Si au début des années quatre-vingt, certains observateurs pouvaient encore considérer l’adolescence comme une « création artificielle » des sociétés capitalistes et consuméristes [2], celle ci n’a cessé de s’affirmer comme une « tranche de vie » spécifique, tout en prenant sans cesse de nouvelles formes et de nouvelles expressions, tandis qu’entre la fin de l’adolescence, la fin des études et l’acquisition des attributs associés au statut d’adulte (indépendance économique, vie de couple plus ou moins stabilisée, premier enfant...), s’intercale une période de plusieurs années durant laquelle les jeunes doivent se construire une identité et se trouver une place dans la société.

C’est bien dans cette perspective que la chercheuse Clémence Bosselut [3], sur base d’une recherche auprès de jeunes entre 20 et 34 ans ayant participé au Volontariat de solidarité internationale (VSI) en France, analyse le volontariat à la fois comme un moratoire sur l’âge adulte, permettant à ceux qui s’y engagent de faire durer la jeunesse —l’expérience de volontariat devient donc une prolongation de la post-adolescence et un vecteur de transition vers l’âge adulte, assimilable pour certains aspects à une rite de passage traditionnel : on y témoigne une première phase de séparation (c’est à dire, le détachement des repères habituels), une deuxième de « marge », donc, de temps passé dans un lieu retiré, dans un temps propice à l’exploration de soi et de la relation avec les autres et finalement une dernière phase où le jeune est réintégré au groupe et reconnu comme adulte.

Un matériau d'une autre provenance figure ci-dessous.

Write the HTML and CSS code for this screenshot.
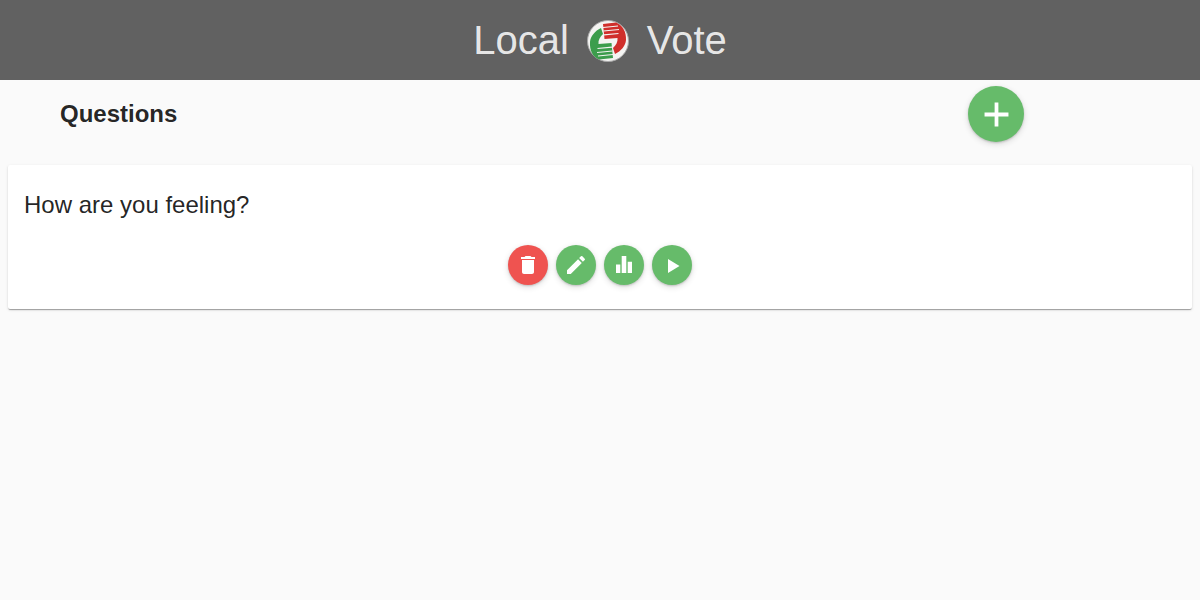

En décembre, j’emmène mes fils au Nicaragua. Il paraît qu’on peut déguster d’excellentes langoustes à Little Corn Island.

[1Jeunesse en action : Guide du programme, 2013.

[2Gérard Lutte, Supprimer l’adolescence. Essai sur la condition des jeunes, Editions Vie Ouvrière, Bruxelles, 1982.

[3Clémence Bosselut, Ce que partir veut dire : la transformation identitaire des volontaires de solidarité internationale, Thèse de doctorat, Ehess, Paris, 2009, cité par Roberta Strebel, Les transitions vers l’âge adulte de jeunes belges ayant expérimenté le volontariat long terme, mémoire Fopes, UCL, septembre 2015.